## DATA SHOWN
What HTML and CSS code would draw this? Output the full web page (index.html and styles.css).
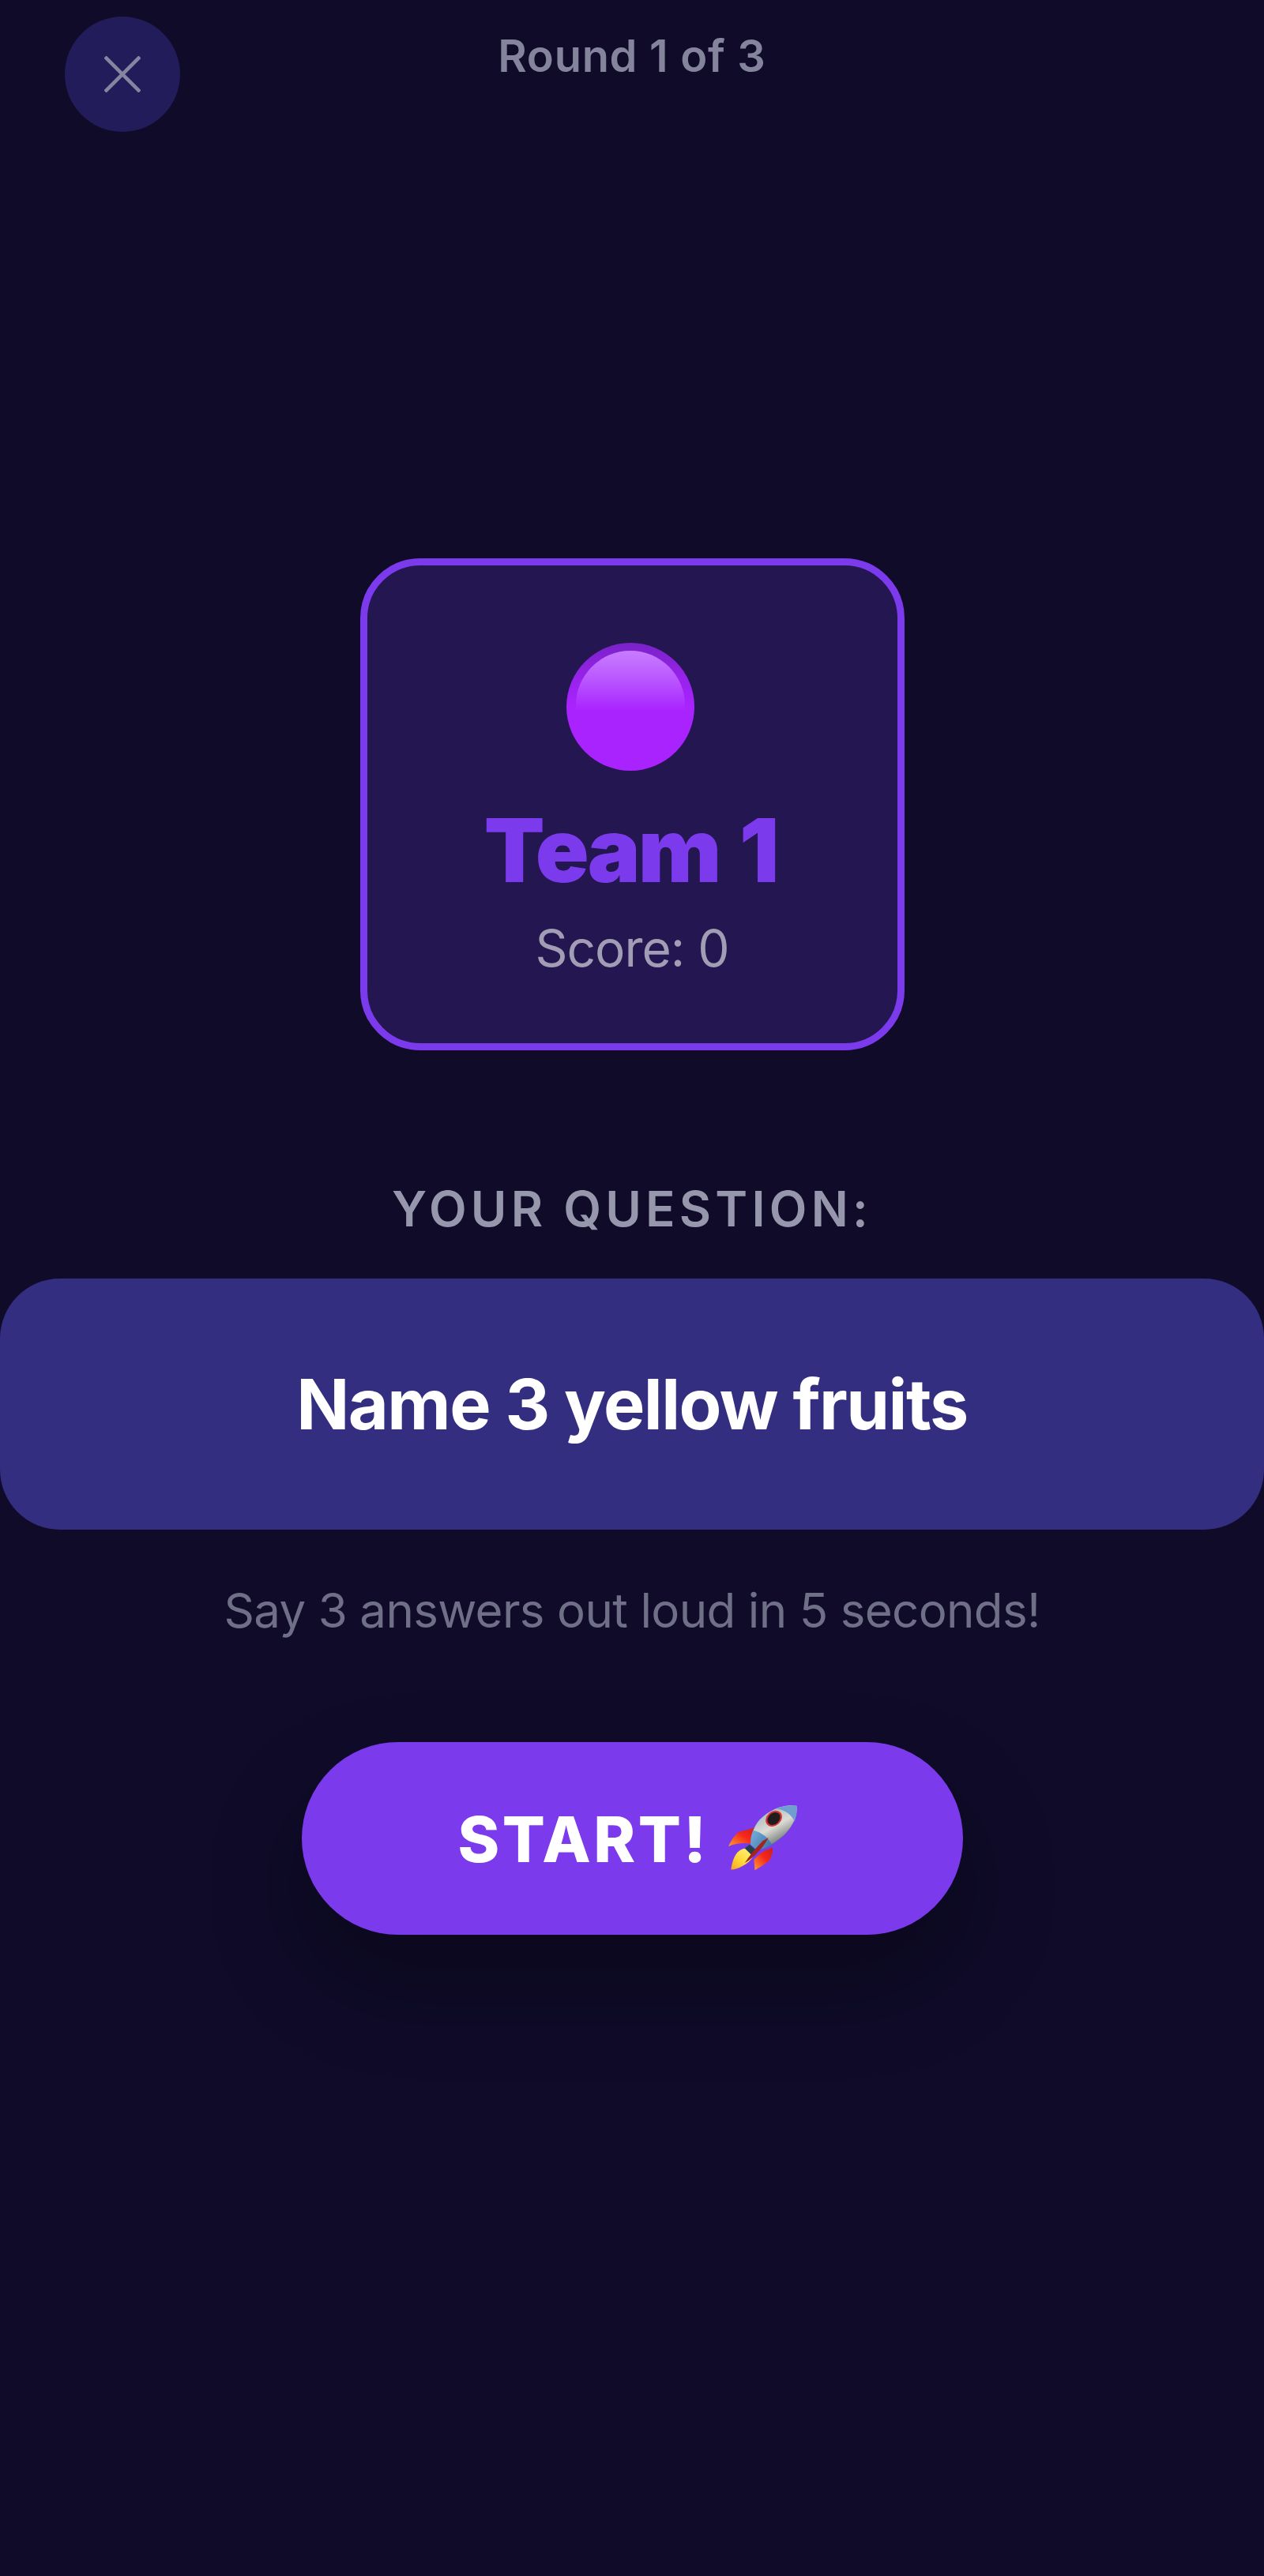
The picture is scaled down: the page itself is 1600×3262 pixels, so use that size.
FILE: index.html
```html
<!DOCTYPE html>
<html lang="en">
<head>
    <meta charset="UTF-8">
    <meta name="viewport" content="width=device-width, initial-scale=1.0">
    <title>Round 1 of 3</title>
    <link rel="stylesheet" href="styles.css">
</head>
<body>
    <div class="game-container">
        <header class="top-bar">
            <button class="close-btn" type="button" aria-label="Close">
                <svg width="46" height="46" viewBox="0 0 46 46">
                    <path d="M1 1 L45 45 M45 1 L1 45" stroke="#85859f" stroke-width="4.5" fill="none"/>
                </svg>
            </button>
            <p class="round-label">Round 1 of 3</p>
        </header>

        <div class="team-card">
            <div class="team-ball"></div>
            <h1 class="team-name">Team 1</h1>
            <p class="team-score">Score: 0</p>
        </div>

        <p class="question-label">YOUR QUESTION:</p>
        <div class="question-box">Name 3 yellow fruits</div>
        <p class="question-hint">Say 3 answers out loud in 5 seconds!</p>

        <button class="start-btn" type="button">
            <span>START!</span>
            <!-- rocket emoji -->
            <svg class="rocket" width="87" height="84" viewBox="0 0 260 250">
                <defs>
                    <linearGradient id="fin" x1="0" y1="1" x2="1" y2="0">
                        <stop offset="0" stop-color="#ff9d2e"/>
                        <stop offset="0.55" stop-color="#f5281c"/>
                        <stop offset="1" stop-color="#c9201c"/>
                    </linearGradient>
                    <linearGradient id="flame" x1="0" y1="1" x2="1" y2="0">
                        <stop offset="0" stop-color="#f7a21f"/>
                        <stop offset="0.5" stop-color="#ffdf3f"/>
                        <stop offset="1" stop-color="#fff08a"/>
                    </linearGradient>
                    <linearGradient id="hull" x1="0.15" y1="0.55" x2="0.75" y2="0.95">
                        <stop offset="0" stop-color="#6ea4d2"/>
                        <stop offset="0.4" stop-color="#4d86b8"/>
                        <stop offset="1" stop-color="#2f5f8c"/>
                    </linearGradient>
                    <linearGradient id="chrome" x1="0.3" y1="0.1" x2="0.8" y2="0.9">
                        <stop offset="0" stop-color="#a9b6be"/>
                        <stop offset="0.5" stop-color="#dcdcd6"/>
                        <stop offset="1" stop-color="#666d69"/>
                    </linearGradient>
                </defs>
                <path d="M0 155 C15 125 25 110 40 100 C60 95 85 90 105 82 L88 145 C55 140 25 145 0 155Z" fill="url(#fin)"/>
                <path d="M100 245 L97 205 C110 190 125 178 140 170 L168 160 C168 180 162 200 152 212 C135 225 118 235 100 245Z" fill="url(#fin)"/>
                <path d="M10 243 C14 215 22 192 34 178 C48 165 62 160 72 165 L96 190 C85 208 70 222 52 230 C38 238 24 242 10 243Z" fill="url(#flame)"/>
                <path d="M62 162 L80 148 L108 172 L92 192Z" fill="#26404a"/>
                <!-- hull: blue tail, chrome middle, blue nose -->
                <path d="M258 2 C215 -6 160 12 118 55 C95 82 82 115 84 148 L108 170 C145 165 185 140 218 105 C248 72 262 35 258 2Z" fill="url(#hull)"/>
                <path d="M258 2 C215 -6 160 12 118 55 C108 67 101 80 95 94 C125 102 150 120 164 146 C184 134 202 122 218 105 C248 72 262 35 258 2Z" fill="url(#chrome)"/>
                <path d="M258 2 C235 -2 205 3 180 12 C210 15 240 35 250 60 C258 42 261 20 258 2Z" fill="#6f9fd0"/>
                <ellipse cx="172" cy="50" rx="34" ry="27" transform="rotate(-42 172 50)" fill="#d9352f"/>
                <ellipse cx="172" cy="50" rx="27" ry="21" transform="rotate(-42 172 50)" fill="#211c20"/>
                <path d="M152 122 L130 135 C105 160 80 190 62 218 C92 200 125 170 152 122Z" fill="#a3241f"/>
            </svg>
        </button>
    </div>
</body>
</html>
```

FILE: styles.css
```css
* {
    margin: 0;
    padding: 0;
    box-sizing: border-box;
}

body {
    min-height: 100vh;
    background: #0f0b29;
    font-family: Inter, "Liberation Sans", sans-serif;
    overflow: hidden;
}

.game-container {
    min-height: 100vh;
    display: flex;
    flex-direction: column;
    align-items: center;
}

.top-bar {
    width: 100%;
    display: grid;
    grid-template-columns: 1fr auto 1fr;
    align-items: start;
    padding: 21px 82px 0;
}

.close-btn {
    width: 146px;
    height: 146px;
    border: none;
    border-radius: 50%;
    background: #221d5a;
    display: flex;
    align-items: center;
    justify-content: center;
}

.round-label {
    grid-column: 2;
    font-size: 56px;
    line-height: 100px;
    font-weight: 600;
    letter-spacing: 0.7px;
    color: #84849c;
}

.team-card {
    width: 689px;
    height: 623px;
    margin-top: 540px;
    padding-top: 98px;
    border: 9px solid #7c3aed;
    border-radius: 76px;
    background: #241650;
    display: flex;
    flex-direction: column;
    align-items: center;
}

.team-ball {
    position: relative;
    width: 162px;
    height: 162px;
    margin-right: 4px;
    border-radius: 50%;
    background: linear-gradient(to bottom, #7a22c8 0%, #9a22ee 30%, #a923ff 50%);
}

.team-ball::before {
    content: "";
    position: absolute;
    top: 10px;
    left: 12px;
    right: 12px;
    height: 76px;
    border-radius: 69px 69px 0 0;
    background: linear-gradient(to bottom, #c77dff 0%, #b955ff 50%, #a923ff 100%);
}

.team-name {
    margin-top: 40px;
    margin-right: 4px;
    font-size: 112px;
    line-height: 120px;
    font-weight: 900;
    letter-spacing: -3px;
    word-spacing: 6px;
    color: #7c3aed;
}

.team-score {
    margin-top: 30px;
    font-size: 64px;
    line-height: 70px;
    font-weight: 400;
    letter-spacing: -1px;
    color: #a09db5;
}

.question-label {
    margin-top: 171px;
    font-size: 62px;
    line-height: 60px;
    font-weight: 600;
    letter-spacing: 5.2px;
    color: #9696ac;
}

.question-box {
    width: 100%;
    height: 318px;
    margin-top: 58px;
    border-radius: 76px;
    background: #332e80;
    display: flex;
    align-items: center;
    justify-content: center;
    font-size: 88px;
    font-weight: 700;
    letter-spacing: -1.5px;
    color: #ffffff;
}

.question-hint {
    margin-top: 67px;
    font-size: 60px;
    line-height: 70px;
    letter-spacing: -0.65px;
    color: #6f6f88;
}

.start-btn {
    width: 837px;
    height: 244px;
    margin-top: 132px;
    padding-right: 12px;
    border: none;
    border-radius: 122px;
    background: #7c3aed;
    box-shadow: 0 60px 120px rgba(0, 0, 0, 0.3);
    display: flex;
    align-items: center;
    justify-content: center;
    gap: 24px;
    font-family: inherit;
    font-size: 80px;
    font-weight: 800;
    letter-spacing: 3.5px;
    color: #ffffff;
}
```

## WHAT YOU NEED TO DO
Select all lines in the listing above where the word "size" appears, and show them.

## EXERCISE RESPONSE
The picture is scaled down: the page itself is 1600×3262 pixels, so use that size.
    font-size: 56px;
    font-size: 112px;
    font-size: 64px;
    font-size: 62px;
    font-size: 88px;
    font-size: 60px;
    font-size: 80px;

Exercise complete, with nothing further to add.